Años después, al volver a transitar por dicha calle, noté que el lugar había cerrado sus puertas para siempre, y aunque en Buenos Aires sobran talabarteros, no pude evitar entristecerme al concluir que aquel taller, que en cierto modo era también un universo, había dejado de existir. Más adelante supe el porqué: a pocas cuadras de la calle Vera, sobre una avenida amplia y recién pavimentada, habían levantado una fábrica de cuero. Desde luego, con los niveles de producción que la fábrica tenía se estaba resolviendo un problema de demanda excesiva. Toda esa mercancía que el talabartero elaboraba en un mes, la confeccionaban ahí en cuestión de horas. Pero ninguno de los trabajadores de la fábrica, estoy seguro, ni de los técnicos, ni de los gerentes que la administraban —¡Ni hablar de los dueños!—, hubiera sido capaz de elaborar por su cuenta, empleando únicamente su energía e intelecto, una albarda gallinera o una silla de montar.

Ocurre lo mismo con las profesiones cuando se adentran demasiado en su propio campo. Un médico experto en hepatología no tiene por qué olvidar que el cuerpo humano es una totalidad, una estructura interconectada y no una mera sucesión de órganos sin relación de continuidad. Por lo tanto, su labor es ser médico antes que hepatólogo, y para ello necesita entender con claridad cómo funciona nuestro organismo, de qué manera se vinculan sus distintos aparatos y sistemas, qué efectos secundarios puede tener tal o cual medicamento para el hígado en algo tan aparentemente mundano como el bazo o la vesícula biliar. Tal como dije, no debería suceder que un médico especialista olvide todo esto, pero lamentablemente pasa, y mucho.

Desde mediados de la década de los cincuenta, la tendencia predominante ha sido la de dividir, clasificar y engavetar cada vez más el conocimiento. Nos hemos vuelto tan capaces, tan calificados a la hora de desempeñar tareas específicas, que lo demás nos resulta irrelevante. Solo conocemos una pequeña parte del proceso sobre el cual trabajamos aisladamente porque hemos sacrificado la integridad creativa en beneficio de mayores índices de riqueza y productividad. Es por eso que, a mi juicio, son tan importantes los oficios. En ellos hay arte, precisión técnica e innovación. Quien ejerce un oficio deja siempre parte de su alma en aquello que hace, pues cada pieza es única e irrepetible. Al mismo tiempo conoce a fondo todas las etapas que separan a la materia prima del producto final, de modo tal que su vida y su trabajo terminan siendo indivisibles.

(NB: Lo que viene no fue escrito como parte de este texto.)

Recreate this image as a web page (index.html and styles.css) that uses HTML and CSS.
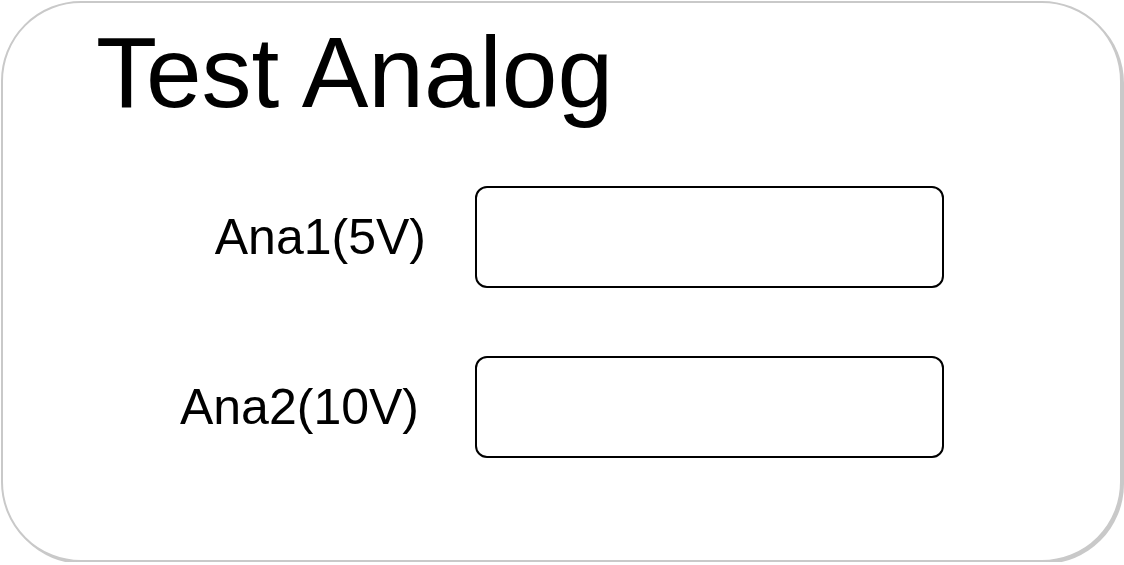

Con esto no pretendo atacar o disminuir el valor de los estudios especializados. Tampoco estoy sugiriendo que abandonemos lo que hacemos para dedicarnos a curtir cuero o a moldear arcilla. Lo que propongo es, en cambio, que hagamos de la profesión un oficio, es decir, una actividad trascendente y con significado.

Los invito a que busquen la definición que el diccionario da de algunas profesiones. Encontrarán que un médico es aquel que «ejerce la medicina». Yo agregaría que su oficio es el de servir a los demás. En el caso de los historiadores aparece lo siguiente: «especialista en historia», o, a lo sumo, si el diccionario es algo más verborrágico: «dícese de quien investiga sobre el pasado». Para mí, el oficio de un historiador es divulgar el pasado, con sus errores y aciertos, en función de mejorar la sociedad presente. ¿No les parece una acepción mucho más bonita y útil en general? Lo mismo aplica para estos, aquellos y los de más allá.

La idea es enriquecer moral y espiritualmente la ocupación que elegimos poniéndola de nuevo al servicio de la sociedad. Si en el trabajo somos puntuales, responsables, eficientes, comprometidos, ¿por qué no proyectar esos valores en todo momento? O mejor aún, ¿por qué no hacer de ellos rasgos esenciales de nuestra personalidad? Por otro lado, cuando existe una motivación, un impulso, una razón de ser detrás de lo que hacemos, nuestra visión del mundo crece y se expande. Desde el punto de vista laboral, esa motivación podría ser la siguiente: convertir el pequeño habitáculo en donde reside nuestro saber profesional en un universo entero de sentido puesto al servicio de Venezuela.

Esa sería la mejor manera de aprovechar el talento y la experiencia que nos ha tocado en suerte, actuando responsablemente ante el llamado del deber.